The IRS Is Raising IRA Fees

Newsday Staff Writer

Getting a break from the Internal Revenue Service is about to get a lot more expensive.

The IRS has announced a huge increase in fees to rule on cases relating to individual retirement accounts and other retirement plans. The hike takes effect Feb. 1.

One case that can trip up taxpayers is rolling funds from a 401(k) to an IRA, which must be done within 60 days of leaving an employer or the distribution becomes taxable. If a person misses this deadline, the IRS can waive the rule and allow the transaction to go through.

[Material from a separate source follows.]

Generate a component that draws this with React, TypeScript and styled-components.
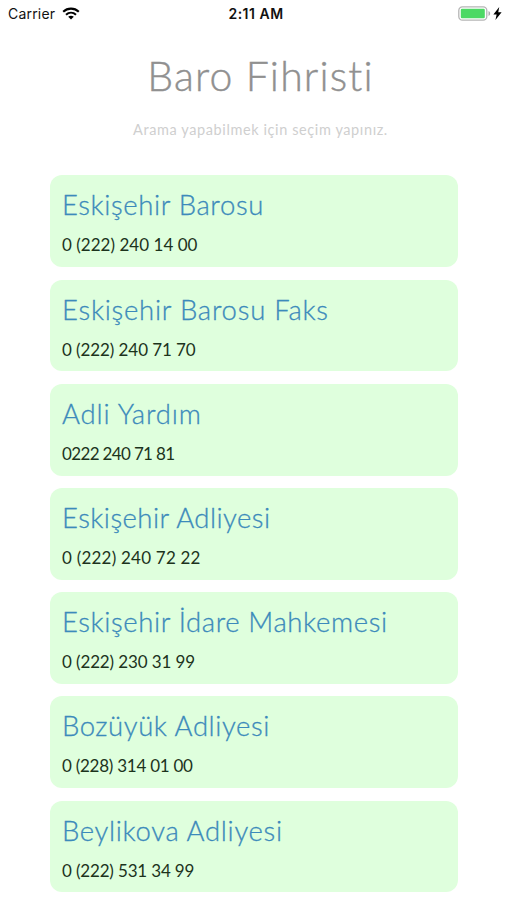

Requesting that permission has cost $95 but the price will soar to $3,000 for transactions involving $100,000 or more -- a number not uncommon for long-tenured workers. Rulings for rollovers of less than $50,000 will cost $500, and the bill will be $1,500 for accounts valued between $50,000 and $100,000.


“Now the IRS fees are higher than mine,” said Ed Slott, a Rockville Centre, N.Y., accountant and IRA specialist.

The new rates better reflect the costs associated with rulings on such cases, IRS spokesman Kevin McKeon said. People earning less than $250,000 pay reduced fees for certain rulings, he noted.

“This affects a very limited population of taxpayers and tax-exempt entities,” McKeon said.

The higher fees, however, may mean that people will be less willing to request a waiver and instead wait to see whether the IRS catches the error, said Ronald Finkelstein, a partner at Marcum & Kliegman, an accounting firm with offices in Melville, N.Y., and Manhattan.

“They may want to take the chance that the IRS won’t notice,” Finkelstein said.

With the cost of a mistake going up, account holders should make sure their money is being handled properly, the accountants said.